▶ REQUIREMENTS:
Of the lines in this listing, how many contain the word "TypeScript"? Give the number and nothing else.

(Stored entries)

"""

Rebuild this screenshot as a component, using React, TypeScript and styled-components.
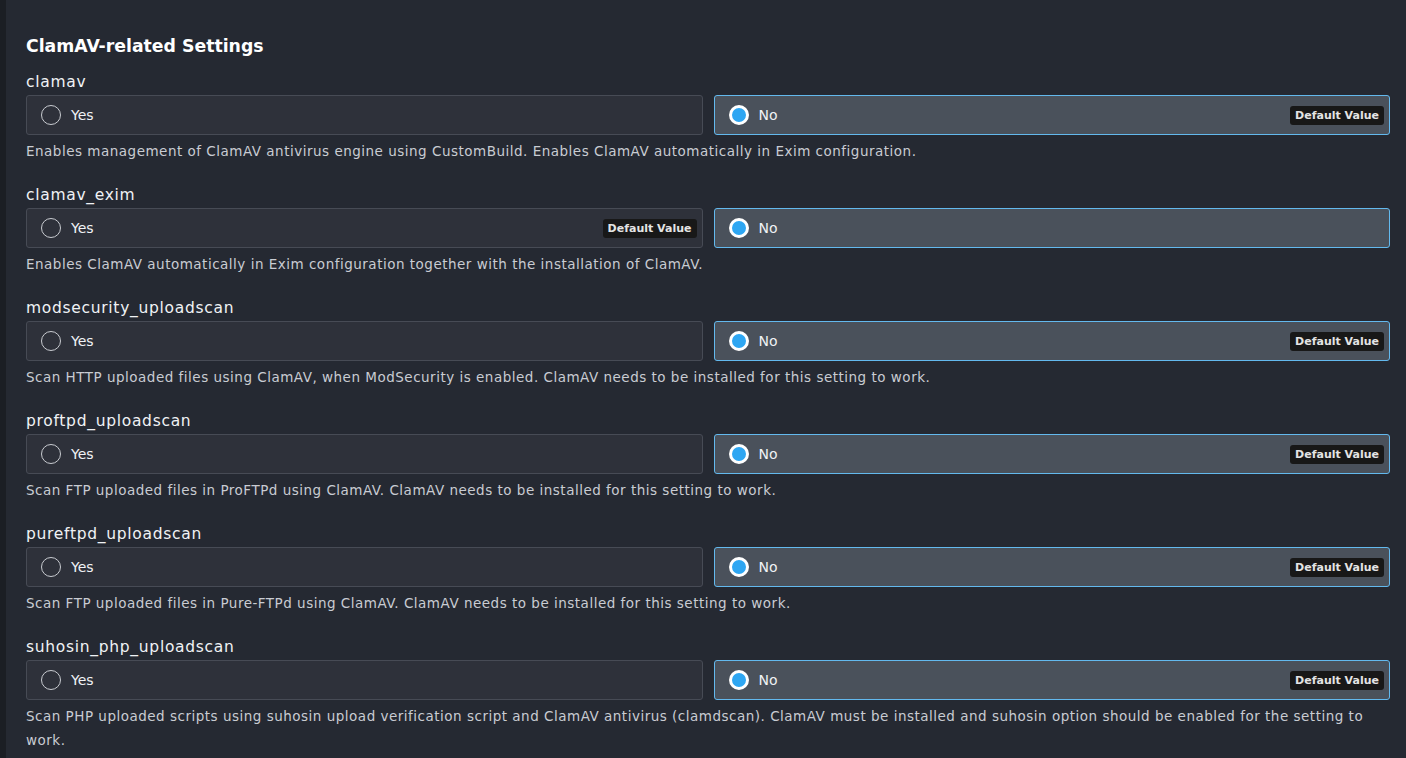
import React from "react";
import styled, { createGlobalStyle } from "styled-components";

const Global = createGlobalStyle`
  html, body { margin: 0; padding: 0; background: #252932; }
  body { font-family: "DejaVu Sans", "Open Sans", sans-serif; }
  * { box-sizing: border-box; }
`;

const Page = styled.div`
  display: flex;
  min-height: 758px;
  background: #252932;
`;

const Strip = styled.div`
  width: 6px;
  flex: none;
  background: #1b1e24;
`;

const Content = styled.div`
  flex: 1;
  padding: 34px 16px 0 20px;
`;

const Title = styled.h2`
  margin: 0 0 13px;
  font-size: 17.3px;
  line-height: 24px;
  font-weight: 700;
  color: #ffffff;
`;

const Field = styled.div`
  margin-bottom: 21px;
`;

const Label = styled.div`
  font-size: 15.5px;
  line-height: 22px;
  letter-spacing: 0.7px;
  color: #f0f2f5;
  margin-bottom: 2px;
`;

const Options = styled.div`
  display: grid;
  grid-template-columns: 1fr 1fr;
  gap: 11px;
`;

const Option = styled.div<{ $selected: boolean }>`
  height: 40px;
  display: flex;
  align-items: center;
  padding: 0 5px 0 14px;
  border-radius: 3px;
  border: 1px solid ${(p) => (p.$selected ? "#63b9ee" : "#474b55")};
  background: ${(p) => (p.$selected ? "#4a515b" : "#2e313a")};
`;

const Radio = styled.span<{ $selected: boolean }>`
  width: 20px;
  height: 20px;
  border-radius: 50%;
  flex: none;
  box-sizing: border-box;
  ${(p) =>
    p.$selected
      ? `background: #2ea6f2; border: 3px solid #ffffff;`
      : `background: #2e313a; border: 1.5px solid #c9ccd1;`}
`;

const OptText = styled.span`
  margin-left: 10px;
  font-size: 14px;
  color: #f0f2f5;
  flex: 1;
`;

const Badge = styled.span`
  background: #181818;
  color: #e4e4e4;
  font-size: 11px;
  font-weight: 700;
  padding: 2px 5px;
  border-radius: 3px;
  line-height: 15px;
`;

const Desc = styled.div`
  margin-top: 4px;
  font-size: 13.5px;
  line-height: 24px;
  letter-spacing: 0.5px;
  color: #c9ccd2;
`;

type Item = { name: string; value: "yes" | "no"; def: "yes" | "no"; desc: string };

const items: Item[] = [
  {
    name: "clamav",
    value: "no",
    def: "no",
    desc: "Enables management of ClamAV antivirus engine using CustomBuild. Enables ClamAV automatically in Exim configuration.",
  },
  {
    name: "clamav_exim",
    value: "no",
    def: "yes",
    desc: "Enables ClamAV automatically in Exim configuration together with the installation of ClamAV.",
  },
  {
    name: "modsecurity_uploadscan",
    value: "no",
    def: "no",
    desc: "Scan HTTP uploaded files using ClamAV, when ModSecurity is enabled. ClamAV needs to be installed for this setting to work.",
  },
  {
    name: "proftpd_uploadscan",
    value: "no",
    def: "no",
    desc: "Scan FTP uploaded files in ProFTPd using ClamAV. ClamAV needs to be installed for this setting to work.",
  },
  {
    name: "pureftpd_uploadscan",
    value: "no",
    def: "no",
    desc: "Scan FTP uploaded files in Pure-FTPd using ClamAV. ClamAV needs to be installed for this setting to work.",
  },
  {
    name: "suhosin_php_uploadscan",
    value: "no",
    def: "no",
    desc: "Scan PHP uploaded scripts using suhosin upload verification script and ClamAV antivirus (clamdscan). ClamAV must be installed and suhosin option should be enabled for the setting to work.",
  },
];

export default function App() {
  return (
    <Page>
      <Global />
      <Strip />
      <Content>
        <Title>ClamAV-related Settings</Title>
        {items.map((it) => (
          <Field key={it.name}>
            <Label>{it.name}</Label>
            <Options>
              {(["yes", "no"] as const).map((v) => (
                <Option key={v} $selected={it.value === v}>
                  <Radio $selected={it.value === v} />
                  <OptText>{v === "yes" ? "Yes" : "No"}</OptText>
                  {it.def === v && <Badge>Default Value</Badge>}
                </Option>
              ))}
            </Options>
            <Desc>{it.desc}</Desc>
          </Field>
        ))}
      </Content>
    </Page>
  );
}
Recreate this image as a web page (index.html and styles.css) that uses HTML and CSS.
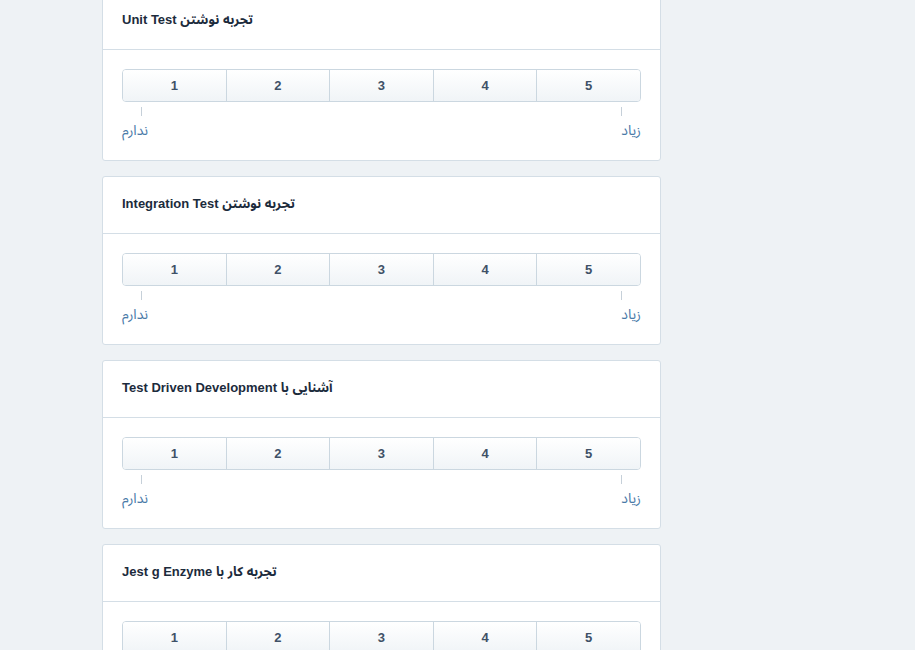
FILE: index.html
```html
<!DOCTYPE html>
<html lang="fa">
<head>
<meta charset="utf-8">
<link rel="stylesheet" href="styles.css">
</head>
<body>
<div class="page">
  <div class="card">
    <div class="card-header"><span class="title" dir="rtl">تجربه نوشتن Unit Test</span></div>
    <div class="card-body">
      <div class="scale"><div class="opt">1</div><div class="opt">2</div><div class="opt">3</div><div class="opt">4</div><div class="opt">5</div></div>
      <div class="ticks"><span class="tick"></span><span class="tick"></span></div>
      <div class="labels"><span class="lbl">ندارم</span><span class="lbl">زیاد</span></div>
    </div>
  </div>
  <div class="card">
    <div class="card-header"><span class="title" dir="rtl">تجربه نوشتن Integration Test</span></div>
    <div class="card-body">
      <div class="scale"><div class="opt">1</div><div class="opt">2</div><div class="opt">3</div><div class="opt">4</div><div class="opt">5</div></div>
      <div class="ticks"><span class="tick"></span><span class="tick"></span></div>
      <div class="labels"><span class="lbl">ندارم</span><span class="lbl">زیاد</span></div>
    </div>
  </div>
  <div class="card">
    <div class="card-header"><span class="title" dir="rtl">آشنایی با Test Driven Development</span></div>
    <div class="card-body">
      <div class="scale"><div class="opt">1</div><div class="opt">2</div><div class="opt">3</div><div class="opt">4</div><div class="opt">5</div></div>
      <div class="ticks"><span class="tick"></span><span class="tick"></span></div>
      <div class="labels"><span class="lbl">ندارم</span><span class="lbl">زیاد</span></div>
    </div>
  </div>
  <div class="card">
    <div class="card-header"><span class="title" dir="rtl">تجربه کار با Jest g Enzyme</span></div>
    <div class="card-body">
      <div class="scale"><div class="opt">1</div><div class="opt">2</div><div class="opt">3</div><div class="opt">4</div><div class="opt">5</div></div>
      <div class="ticks"><span class="tick"></span><span class="tick"></span></div>
      <div class="labels"><span class="lbl">ندارم</span><span class="lbl">زیاد</span></div>
    </div>
  </div>
</div>
</body>
</html>
```
FILE: styles.css
```css
html, body {
  margin: 0;
  padding: 0;
  background: #eef2f5;
  font-family: "Liberation Sans", "Noto Sans Arabic", "Noto Sans Arabic UI", "DejaVu Sans", Arial, sans-serif;
  overflow: hidden;
}
.page {
  margin-top: -8px;
  margin-left: 102px;
  width: 559px;
  display: flex;
  flex-direction: column;
  gap: 15px;
}
.card {
  background: #fff;
  border: 1px solid #d4dee6;
  border-radius: 3px;
}
.card-header {
  height: 57px;
  box-sizing: border-box;
  padding: 0 19px 2px;
  border-bottom: 1px solid #d4dee6;
  display: flex;
  align-items: center;
}
.title {
  font-size: 13px;
  font-weight: bold;
  color: #1c2b3c;
  text-align: left;
}
.card-body {
  height: 110px;
  box-sizing: border-box;
  padding: 19px 19px 0;
}
.scale {
  display: flex;
  height: 33px;
  box-sizing: border-box;
  border: 1px solid #cbd7e0;
  border-radius: 4px;
  overflow: hidden;
}
.opt {
  flex: 1;
  display: flex;
  align-items: center;
  justify-content: center;
  background: linear-gradient(#ffffff, #f0f4f7);
  font-size: 13px;
  font-weight: bold;
  color: #3f5167;
}
.opt + .opt {
  border-left: 1px solid #cbd7e0;
}
.ticks {
  display: flex;
  justify-content: space-between;
  padding: 5px 19px 0;
}
.tick {
  width: 1px;
  height: 9px;
  background: #c6d0d9;
}
.labels {
  display: flex;
  justify-content: space-between;
  margin-top: 0;
  font-size: 14px;
  color: #4a7aa8;
}
```
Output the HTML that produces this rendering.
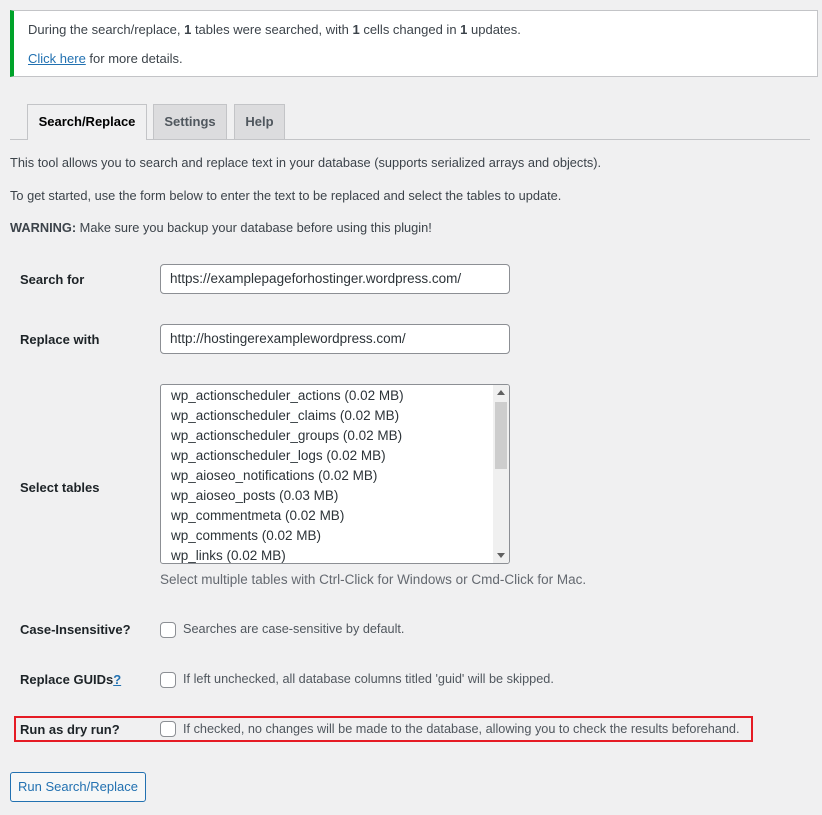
<!DOCTYPE html><html><head><style>
body{margin:0;width:822px;height:815px;background:#f0f0f1;font-family:"Liberation Sans",sans-serif;font-size:13px;color:#3c434a;position:relative;overflow:hidden}
.a{position:absolute;white-space:nowrap}
.notice{left:10px;top:10px;width:808px;height:67px;background:#fff;border:1px solid #c3c4c7;border-left:4px solid #00a32a;box-sizing:border-box}
.tab{top:104px;height:35px;box-sizing:border-box;border:1px solid #c3c4c7;border-bottom:none;font-weight:bold;font-size:13px;line-height:34px;text-align:center}
.lbl{left:20px;font-weight:bold;font-size:13px;color:#1d2327}
.inp{left:160px;width:350px;height:30px;box-sizing:border-box;border:1px solid #8c8f94;border-radius:4px;background:#fff;padding-left:9px;line-height:28px;font-size:13.5px;color:#2c3338}
.cb{left:160px;width:16px;height:16px;box-sizing:border-box;border:1px solid #8c8f94;border-radius:4px;background:#fff}
.d{left:183px;color:#50575e;font-size:12.7px}
</style></head><body>
<div class="a notice"></div>
<div class="a" style="left:28px;top:22px">During the search/replace, <b>1</b> tables were searched, with <b>1</b> cells changed in <b>1</b> updates.</div>
<div class="a" style="left:28px;top:51px"><span style="color:#2271b1;text-decoration:underline">Click here</span> for more details.</div>
<div class="a" style="left:10px;top:139px;width:800px;border-top:1px solid #c3c4c7"></div>
<div class="a tab" style="left:27px;width:120px;background:#f0f0f1;height:36px;color:#000">Search/Replace</div>
<div class="a tab" style="left:153px;width:74px;background:#dcdcde;color:#50575e">Settings</div>
<div class="a tab" style="left:234px;width:51px;background:#dcdcde;color:#50575e">Help</div>
<div class="a" style="left:10px;top:155px;font-size:12.8px">This tool allows you to search and replace text in your database (supports serialized arrays and objects).</div>
<div class="a" style="left:10px;top:188px;font-size:12.8px">To get started, use the form below to enter the text to be replaced and select the tables to update.</div>
<div class="a" style="left:10px;top:220px;font-size:12.8px"><b>WARNING:</b> Make sure you backup your database before using this plugin!</div>
<div class="a lbl" style="top:272px">Search for</div>
<div class="a inp" style="top:264px">https://examplepageforhostinger.wordpress.com/</div>
<div class="a lbl" style="top:332px">Replace with</div>
<div class="a inp" style="top:324px">http://hostingerexamplewordpress.com/</div>
<div class="a lbl" style="top:480px">Select tables</div>
<div class="a" style="left:160px;top:384px;width:350px;height:180px;box-sizing:border-box;border:1px solid #8c8f94;border-radius:3px;background:#fff;overflow:hidden;font-size:13.5px;color:#2c3338;line-height:20px;padding:1px 0 0 10px">
wp_actionscheduler_actions (0.02 MB)<br>wp_actionscheduler_claims (0.02 MB)<br>wp_actionscheduler_groups (0.02 MB)<br>wp_actionscheduler_logs (0.02 MB)<br>wp_aioseo_notifications (0.02 MB)<br>wp_aioseo_posts (0.03 MB)<br>wp_commentmeta (0.02 MB)<br>wp_comments (0.02 MB)<br>wp_links (0.02 MB)
<div style="position:absolute;right:0;top:0;width:16px;height:178px;background:#f0f0f0"></div>
<div style="position:absolute;right:2px;top:17px;width:12px;height:67px;background:#cdcdcd"></div>
<div style="position:absolute;right:4px;top:5px;border:4px solid transparent;border-bottom:5px solid #606060;border-top:none"></div>
<div style="position:absolute;right:4px;bottom:5px;border:4px solid transparent;border-top:5px solid #606060;border-bottom:none"></div>
</div>
<div class="a" style="left:160px;top:572px;color:#646970;font-size:13.5px">Select multiple tables with Ctrl-Click for Windows or Cmd-Click for Mac.</div>
<div class="a lbl" style="top:622px">Case-Insensitive?</div>
<div class="a cb" style="top:622px"></div>
<div class="a d" style="top:622px">Searches are case-sensitive by default.</div>
<div class="a lbl" style="top:672px">Replace GUIDs<span style="color:#2271b1;text-decoration:underline">?</span></div>
<div class="a cb" style="top:672px"></div>
<div class="a d" style="top:672px">If left unchecked, all database columns titled 'guid' will be skipped.</div>
<div class="a" style="left:14px;top:716px;width:739px;height:26px;box-sizing:border-box;border:2px solid #e51b24"></div>
<div class="a lbl" style="top:722px">Run as dry run?</div>
<div class="a cb" style="top:721px"></div>
<div class="a d" style="top:722px">If checked, no changes will be made to the database, allowing you to check the results beforehand.</div>
<div class="a" style="left:10px;top:772px;width:136px;height:30px;box-sizing:border-box;border:1px solid #2271b1;border-radius:3px;background:#f6f7f7;color:#2271b1;text-align:center;line-height:28px">Run Search/Replace</div>
</body></html>
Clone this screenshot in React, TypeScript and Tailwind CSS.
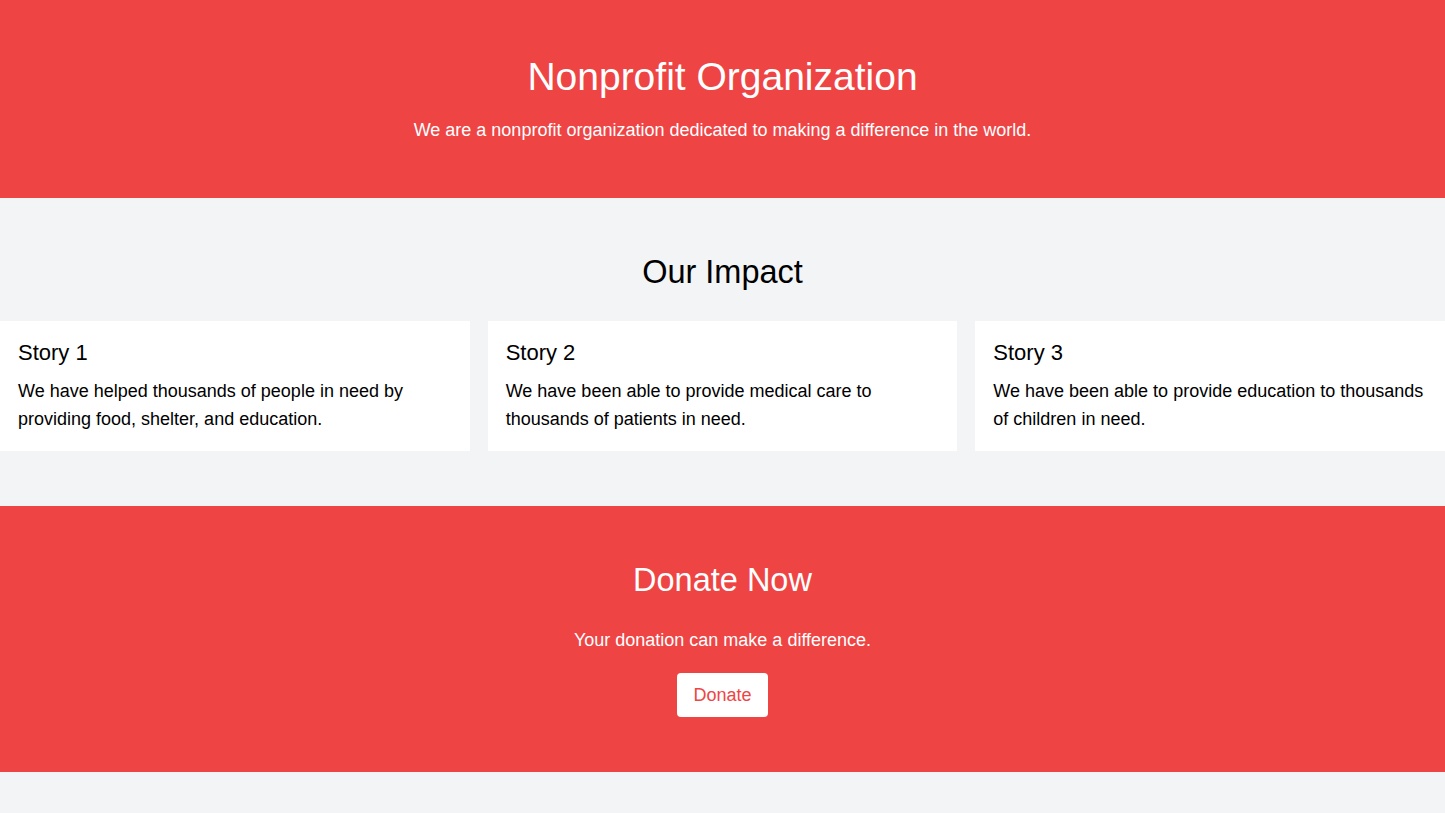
export default function App() {
  return (
    <div className="min-h-screen bg-[#f3f4f6] font-['Liberation_Sans',Arial,sans-serif] text-black">
      <header className="bg-[#ef4444] pt-[57px] pb-[54px] text-center text-white">
        <h1 className="text-[39px] leading-[40px]">Nonprofit Organization</h1>
        <p className="mt-[19px] text-lg">We are a nonprofit organization dedicated to making a difference in the world.</p>
      </header>
      <section className="pt-14 pb-[55px]">
        <h2 className="mb-[31px] text-center text-[32.5px] leading-[36px]">Our Impact</h2>
        <div className="grid grid-cols-3 gap-[18px]">
          <div className="bg-white p-[18px]">
            <h3 className="mb-[10px] text-[22px] leading-[28px]">Story 1</h3>
            <p className="text-lg">We have helped thousands of people in need by providing food, shelter, and education.</p>
          </div>
          <div className="bg-white p-[18px]">
            <h3 className="mb-[10px] text-[22px] leading-[28px]">Story 2</h3>
            <p className="text-lg">We have been able to provide medical care to thousands of patients in need.</p>
          </div>
          <div className="bg-white p-[18px]">
            <h3 className="mb-[10px] text-[22px] leading-[28px]">Story 3</h3>
            <p className="text-lg">We have been able to provide education to thousands of children in need.</p>
          </div>
        </div>
      </section>
      <section className="bg-[#ef4444] pt-14 pb-[55px] text-center text-white">
        <h2 className="mb-7 text-[32.5px] leading-[36px]">Donate Now</h2>
        <p className="mb-[19px] text-lg">Your donation can make a difference.</p>
        <button className="rounded bg-white px-4 py-2 text-lg text-[#ef4444]">Donate</button>
      </section>
    </div>
  );
}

"""

▶ WRITTEN REPLY:
2